Over and over, CC states that their goal in education is “college and career readiness.”  This sounds good.  Don’t we want our kids to go to college and get good jobs? 

But then I started to think about it.  Aren't we missing something?  Dr. Terrance Moore, in his book to which I will refer more to in a later post, asks a good question.  “Is going to college the same thing as knowledge?”

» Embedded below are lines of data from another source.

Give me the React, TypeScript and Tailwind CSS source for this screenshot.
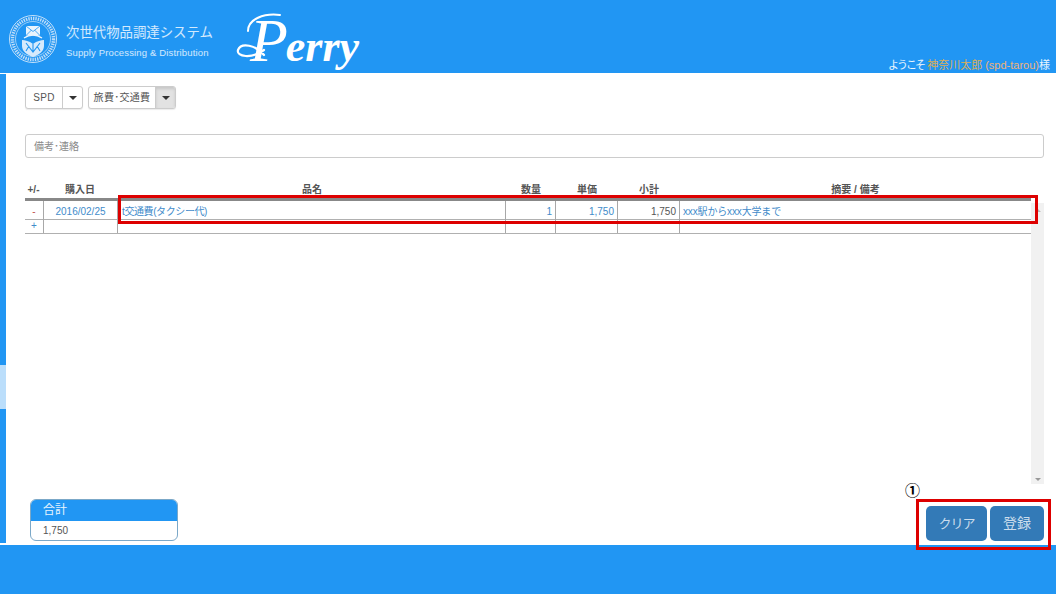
function Emblem() {
  return (
    <svg viewBox="0 0 50 52" className="w-[50px] h-[52px] shrink-0 opacity-90" fill="none">
      <circle cx="25" cy="26" r="23.5" stroke="#d5e9fb" strokeWidth="1" />
      <circle cx="25" cy="26" r="20.5" stroke="#cfe5fa" strokeWidth="3.4" strokeDasharray="1.4 1" />
      <circle cx="25" cy="26" r="17.5" stroke="#e3f0fc" strokeWidth="0.7" />
      <path d="M14 27c3 0 7 1 11 4 4-3 8-4 11-4v6c0 6-6 9-11 11-5-2-11-5-11-11z" fill="#eaf4fd" />
      <path d="M18 30l7 9 7-9M25 31v9M21 33l-3 5M29 33l3 5" stroke="#2196f3" strokeWidth="1.1" />
      <path d="M16 25c3-2 5-3 9-3s6 1 9 3" stroke="#fff" strokeWidth="1.4" />
      <rect x="18" y="13" width="14" height="9.5" fill="#fff" />
      <path d="M18 13l7 5.5 7-5.5M18 22.500l5.500-5.500M32 22.500L26.500 17" stroke="#2196f3" strokeWidth="0.8" />
    </svg>
  );
}

function Caret() {
  return <span className="w-0 h-0 border-x-[4px] border-x-transparent border-t-[4px] border-t-[#333]" />;
}

function Dropdown({ label, wide, active }: { label: string; wide: string; active?: boolean }) {
  return (
    <div className="flex h-[23px] border border-[#ccc] rounded-[3px] bg-white overflow-hidden shadow-[0_1px_1px_rgba(0,0,0,0.08)]">
      <div className={`${wide} flex items-center justify-center text-[10px] tracking-[0.3px] text-[#555] border-r border-[#ccc]`}>{label}</div>
      <div className={`w-[19px] flex items-center justify-center ${active ? "bg-[#e2e2e2] shadow-[inset_0_2px_3px_rgba(0,0,0,0.12)]" : ""}`}>
        <Caret />
      </div>
    </div>
  );
}

const gridCols = "grid grid-cols-[19px_74px_388px_50px_62px_62px_1fr]";
const cellLine = "border-r border-[#a8a8a8]";

function PerryLogo() {
  return (
    <div className="relative ml-[21px] mt-[-4px] w-[130px] h-[62px] pl-[16px] text-white font-['Liberation_Serif',serif] italic whitespace-nowrap">
      <span className="text-[62px] leading-[62px]">P</span>
      <span className="text-[44px] leading-[62px] font-bold ml-[-2px]">erry</span>
      {/* ロゴの飾り線 */}
      <svg viewBox="0 0 130 62" className="absolute inset-0 w-[130px] h-[62px]" fill="none" stroke="#fff" strokeLinecap="round">
        <path d="M30 46C22 36 7 33 4 41c-2 7 14 9 26 0" strokeWidth="2.200" />
        <path d="M14 22C14 10 30 4 46 6" strokeWidth="2" />
      </svg>
    </div>
  );
}

function Header() {
  return (
    <header className="h-[73px] bg-[#2196f3] flex relative shrink-0">
      <div className="pl-2 pt-[13px] flex items-start">
        <Emblem />
        <div className="ml-2 pt-[10px] text-white/80">
          <div className="text-[13.4px] leading-[20px]">次世代物品調達システム</div>
          <div className="text-[9.5px] leading-[14px] mt-[3px] tracking-[0.15px] font-['Liberation_Sans',sans-serif]">Supply Processing &amp; Distribution</div>
        </div>
        <PerryLogo />
      </div>
      <div className="absolute right-[6px] bottom-[1px] text-[11px] leading-[14px] text-white/90">
        <span className="tracking-[-2px]">ようこそ</span> <span className="text-[#dcae58]">神奈川太郎</span> <span className="text-[#eeb27a]">(spd-tarou)</span>様
      </div>
    </header>
  );
}

function LineTable() {
  return (
    <div className="w-[1006px] text-[10px] text-[#428bca]">
      <div className={`${gridCols} h-[18px] items-center text-center font-bold text-[#555]`}>
        <div className="pr-[2px]">+/-</div>
        <div className="pr-[2px]">購入日</div>
        <div>品名</div>
        <div>数量</div>
        <div>単価</div>
        <div>小計</div>
        <div>摘要 / 備考</div>
      </div>
      <div className={`${gridCols} h-[22px] border-t-[3px] border-t-[#888] border-b border-b-[#b0b0b0] items-stretch leading-[21px]`}>
        <div className={`${cellLine} text-center text-[#c0504d]`}>-</div>
        <div className={`${cellLine} text-center`}>2016/02/25</div>
        <div className={`${cellLine} pl-[4px] tracking-[-0.4px]`}>t交通費(タクシー代)</div>
        <div className={`${cellLine} text-right pr-[3px]`}>1</div>
        <div className={`${cellLine} text-right pr-[3px]`}>1,750</div>
        <div className={`${cellLine} text-right pr-[3px] text-[#555]`}>1,750</div>
        <div className="pl-[3px] tracking-[-0.15px]">xxx駅からxxx大学まで</div>
      </div>
      <div className={`${gridCols} h-[14px] border-b border-b-[#b0b0b0] leading-[12px]`}>
        <div className={`${cellLine} text-center`}>+</div>
        <div className={cellLine} />
        <div className={cellLine} />
        <div className={cellLine} />
        <div className={cellLine} />
        <div className={cellLine} />
        <div />
      </div>
    </div>
  );
}

export default function App() {
  return (
    <div className="w-[1056px] h-[594px] flex flex-col overflow-hidden bg-white font-['Liberation_Sans','Noto_Sans_CJK_JP',sans-serif]">
      <Header />
      <div className="flex-1 flex min-h-0">
        <div className="w-[6px] flex flex-col shrink-0 pt-px pb-[2px]">
          <div className="h-[291px] bg-[#2196f3]" />
          <div className="h-[44px] bg-[#bbdefb]" />
          <div className="flex-1 bg-[#2196f3]" />
        </div>
        <main className="flex-1 relative pl-[19px] pr-[12px] pt-[13px] flex flex-col">
          <div className="flex gap-[5px]">
            <Dropdown label="SPD" wide="w-[37px]" />
            <Dropdown label="旅費･交通費" wide="w-[67px]" active />
          </div>
          <div className="mt-[25px] h-[24px] border border-[#ccc] rounded-[3px] flex items-center px-2 text-[10px] text-[#888]">
            備考･連絡
          </div>
          <div className="mt-[22px] flex h-[304px] shrink-0">
            <LineTable />
            <div className="mt-[23px] w-[13px] bg-[#f1f1f1] flex flex-col items-center justify-between pt-[6px] pb-[3px]">
              <span className="w-0 h-0 border-x-[3px] border-x-transparent border-b-[3px] border-b-[#bbb]" />
              <span className="w-0 h-0 border-x-[3px] border-x-transparent border-t-[3px] border-t-[#999]" />
            </div>
          </div>
          <div className="flex-1 flex items-end justify-between pb-[4px]">
            <div className="ml-[5px] w-[148px] h-[42px] rounded-[6px] border border-[#7ba8c8] overflow-hidden">
              <div className="h-[21px] bg-[#2196f3] text-white/90 text-[12px] leading-[20px] pl-3">合計</div>
              <div className="text-[10px] leading-[19px] pl-3 text-[#555]">1,750</div>
            </div>
            <div className="flex gap-[3px]">
              <button className="w-[61px] h-[35px] rounded-[5px] bg-[#337ab7] text-white/75 text-[13px] tracking-[-1px]">クリア</button>
              <button className="w-[54px] h-[35px] rounded-[5px] bg-[#337ab7] text-white/75 text-[14px]">登録</button>
            </div>
          </div>
          {/* 注釈の赤枠 */}
          <div className="absolute left-[112px] top-[122px] w-[920px] h-[29px] border-[3px] border-[#dd0000]" />
          <div className="absolute left-[910px] top-[426px] w-[135px] h-[51px] border-[3px] border-[#dd0000] z-10" />
          <div className="absolute left-[899px] top-[411px] w-[15px] h-[14px] text-[15px] leading-[14px] text-black text-center font-bold">①</div>
        </main>
      </div>
      <div className="h-[49px] bg-[#2196f3] shrink-0" />
    </div>
  );
}
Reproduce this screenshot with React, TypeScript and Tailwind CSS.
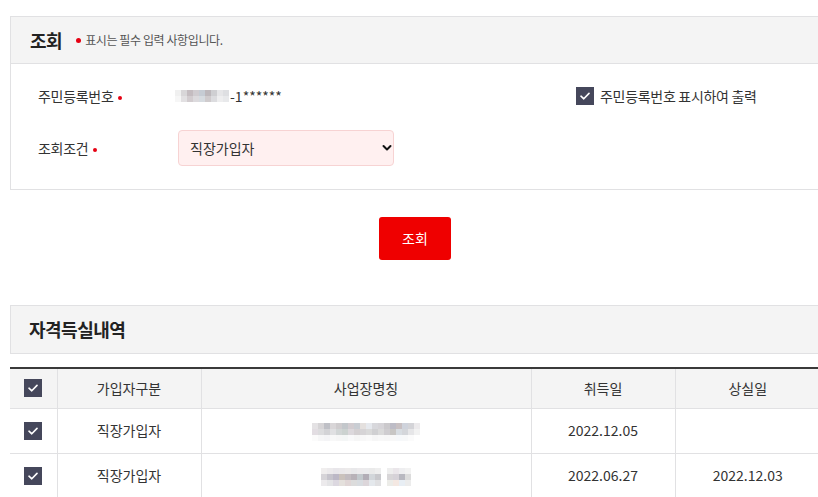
const font = "font-['Noto_Sans_CJK_KR','Noto_Sans',sans-serif]";

const rrnBlur = [
  ["#f0f0f0", "#d8d6d8", "#c4bcc0", "#d0ccd0", "#c6ccd4", "#bdb8bc", "#cfcfd2", "#e6e6e8", "#dedfe2"],
  ["#f6f6f6", "#e2e0e2", "#d2cccf", "#dcdadd", "#d6dbe0", "#cfcbcd", "#dcdcdf", "#eeeeef", "#e8e9eb"],
];

const companyA = [
  ["#e4e2e4", "#d6d4d6", "#bfc0c6", "#d9d6d8", "#cfccce", "#c3c7cb", "#d2ccd0", "#c9cdd3", "#e4e0de", "#e6e9ee", "#d8d8dc", "#d6d4d8", "#cbc9cc", "#bdbcc6", "#c8c0c2", "#cfd3dc", "#d4d4d8", "#eceaec"],
  ["#e2dde2", "#dcdcde", "#d3d3d6", "#e0e0e2", "#d2d6d6", "#ccd2d0", "#dcd8dc", "#d4d0d2", "#d6d4d6", "#dadada", "#d0d0d2", "#dadada", "#cfcdd0", "#c8c6c4", "#d8dde2", "#d4d6da", "#e6e6e8", "#f2f2f2"],
  ["#fbfbfb", "#f6f6f7", "#f4f4f6", "#f8f8f8", "#f6f6f6", "#f4f6f6", "#f9f9fa", "#f6f6f6", "#f8f8f8", "#fafafa", "#f6f6f6", "#f8f8f8", "#f7f7f7", "#f8f8f8", "#f6f8fa", "#f7f8f9", "#fbfbfb", "#ffffff"],
];

const companyB1 = [
  ["#f0eeee", "#eceaec", "#e8e6ea", "#eae8ea", "#eceaea", "#e8e8ea", "#eceaec", "#ebebed", "#eaeaea", "#eeeeee"],
  ["#d6d4d8", "#c6c4cc", "#bcb8c6", "#cac2bc", "#c2bcc0", "#b8b2b8", "#c2c8cc", "#b2adb6", "#d2d6da", "#c8c8cc"],
  ["#eceaec", "#e4e4e6", "#dcd8e0", "#e4e0dc", "#e0d6d6", "#dcdcdc", "#d8dce0", "#dcd6da", "#e4e8ec", "#e0e0e2"],
];

const companyB2 = [
  ["#eeeeee", "#eae6ea", "#eeeef0", "#f2f2f2"],
  ["#d8d6d8", "#d6d2d8", "#b8b8c0", "#dcdcdc"],
  ["#ecece8", "#f4e8e2", "#e8eef4", "#ececec"],
];

function Mosaic({ rows, size = 6 }: { rows: string[][]; size?: number }) {
  return (
    <div className="inline-flex flex-col align-middle">
      {rows.map((row, i) => (
        <div key={i} className="flex">
          {row.map((c, j) => (
            <span key={j} style={{ backgroundColor: c, width: size, height: size }} />
          ))}
        </div>
      ))}
    </div>
  );
}

function Check() {
  return (
    <span className="flex h-[18px] w-[18px] items-center justify-center bg-[#45475b]">
      <svg width="10" height="8" viewBox="0 0 10 8" fill="none">
        <path d="M1 4.2L3.8 6.8L9 1.4" stroke="#ffffff" strokeWidth="1.6" strokeLinecap="round" strokeLinejoin="round" />
      </svg>
    </span>
  );
}

function Dot() {
  return <span className="ml-[5px] inline-block h-[4px] w-[4px] rounded-full bg-[#e60012] align-middle" />;
}

const rows = [
  { type: "직장가입자", name: "a", start: "2022.12.05", end: "" },
  { type: "직장가입자", name: "b", start: "2022.06.27", end: "2022.12.03" },
];

export default function App() {
  return (
    <div className={`w-[818px] h-[497px] overflow-hidden bg-white text-[#333] ${font}`}>
      <div className="ml-[10px] w-[810px] pt-[16px]">
        {/* 조회 */}
        <section className="border border-[#e1e1e3]">
          <div className="flex h-[47px] items-center border-b border-[#e1e1e3] bg-[#f4f4f4] pl-[19px]">
            <h2 className="text-[18px] font-bold tracking-[-0.5px] text-[#222]">조회</h2>
            <span className="ml-[14px] inline-block h-[5px] w-[5px] rounded-full bg-[#e60012]" />
            <span className="ml-[4px] text-[12px] tracking-[-0.4px] text-[#555]">표시는 필수 입력 사항입니다.</span>
          </div>
          <div className="pb-[23px] pt-[21px]">
            <div className="flex h-[22px] items-center">
              <div className="w-[164px] pl-[27px] text-[14px] tracking-[-0.3px]">
                주민등록번호<Dot />
              </div>
              <div className="flex w-[401px] items-center text-[14px]">
                <Mosaic rows={rrnBlur} />
                <span className="ml-[1px]">-1******</span>
              </div>
              <label className="flex items-center text-[14px] tracking-[-0.3px]">
                <Check />
                <span className="ml-[6px]">주민등록번호 표시하여 출력</span>
              </label>
            </div>
            <div className="mt-[23px] flex items-center">
              <div className="w-[167px] pl-[27px] text-[14px] tracking-[-0.3px]">
                조회조건<Dot />
              </div>
              <div className="relative h-[36px] w-[216px]">
                <select
                  defaultValue="직장가입자"
                  className="h-full w-full appearance-none rounded-[4px] border border-[#f7d3d3] bg-[#fff0f0] pl-[11px] text-[14px] text-[#333] outline-none"
                >
                  <option>직장가입자</option>
                  <option>지역가입자</option>
                </select>
                <svg
                  className="pointer-events-none absolute right-[2px] top-[14px]"
                  width="10"
                  height="8"
                  viewBox="0 0 10 8"
                  fill="none"
                >
                  <path d="M1.5 2L5 5.5L8.5 2" stroke="#111" strokeWidth="2" strokeLinecap="round" strokeLinejoin="round" />
                </svg>
              </div>
            </div>
          </div>
        </section>

        <div className="flex justify-center pt-[27px]">
          <button className="h-[43px] w-[72px] rounded-[3px] bg-[#ef0000] text-[14px] text-white">조회</button>
        </div>

        {/* 자격득실내역 */}
        <section className="mt-[45px] flex h-[49px] items-center border border-[#e1e1e3] bg-[#f4f4f4] pl-[18px]">
          <h2 className="text-[18px] font-bold tracking-[-0.5px] text-[#222]">자격득실내역</h2>
        </section>

        <table className="mt-[13px] w-full table-fixed border-collapse border-t-2 border-[#3a3a3a] text-[14px]">
          <colgroup>
            <col className="w-[47px]" />
            <col className="w-[144px]" />
            <col className="w-[330px]" />
            <col className="w-[144px]" />
            <col />
          </colgroup>
          <thead>
            <tr className="h-[40px] bg-[#f4f4f4] font-normal">
              <th className="border-b border-r border-[#e1e1e3] font-normal">
                <div className="flex justify-center">
                  <Check />
                </div>
              </th>
              <th className="border-b border-r border-[#e1e1e3] font-normal">가입자구분</th>
              <th className="border-b border-r border-[#e1e1e3] font-normal">사업장명칭</th>
              <th className="border-b border-r border-[#e1e1e3] font-normal">취득일</th>
              <th className="border-b border-[#e1e1e3] font-normal">상실일</th>
            </tr>
          </thead>
          <tbody>
            {rows.map((r, i) => (
              <tr key={i} className="h-[45px]">
                <td className="border-b border-r border-[#e1e1e3]">
                  <div className="flex justify-center">
                    <Check />
                  </div>
                </td>
                <td className="border-b border-r border-[#e1e1e3] text-center">{r.type}</td>
                <td className="border-b border-r border-[#e1e1e3] text-center">
                  {r.name === "a" ? (
                    <div className="flex justify-center pt-[3px]">
                      <Mosaic rows={companyA} />
                    </div>
                  ) : (
                    <div className="flex justify-center gap-[6px] pt-[3px]">
                      <Mosaic rows={companyB1} />
                      <Mosaic rows={companyB2} />
                    </div>
                  )}
                </td>
                <td className="border-b border-r border-[#e1e1e3] text-center">{r.start}</td>
                <td className="border-b border-[#e1e1e3] text-center">{r.end}</td>
              </tr>
            ))}
          </tbody>
        </table>
      </div>
    </div>
  );
}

Let’s compare that guideline for today’s students to one from 1879.  The Massachusetts School of Law of 1789 stated that all instructors of youth must

impress on the minds of children and youth committed to their care and instruction the principles of piety and justice and a sacred regard for truth, love of their country, humanity and universal benevolence, sobriety, industry and frugality, chastity, moderation and temperance, and those other virtues which are the ornament of human society and the basis upon which a republican constitution is founded; and they shall endeavor to lead their pupils, as their ages and capacities will admit, into a clear understanding of the tendency of the above mentioned virtues to preserve and perfect a republican constitution and secure the blessings of liberty as well as to promote their future happiness, and also to point out to them the evil tendency of the opposite vices.
Wow.  That makes it sound like training children to become upstanding, honest, loyal, and happy human beings was more important than preparing them specifically for the workforce.
There's a thought!

Oh, and did I mention?  Sidwell Friends, the prestigious private schoool where President Obama sends his girls, has not adopted and does not plan to adopt the new Common Core standards.

 

1 comment:

  1. Thank you Heather. In my high school Government class we were told that the constitution specifically did not give the Federal Gov't. any right to interfere with the education of our children because our founding fathers knew that the gov't would then impose requirements about what must be taught. I wish I knew when and how that got changed. We need the federal gov't completely out of our educational system. Really glad you are doing this!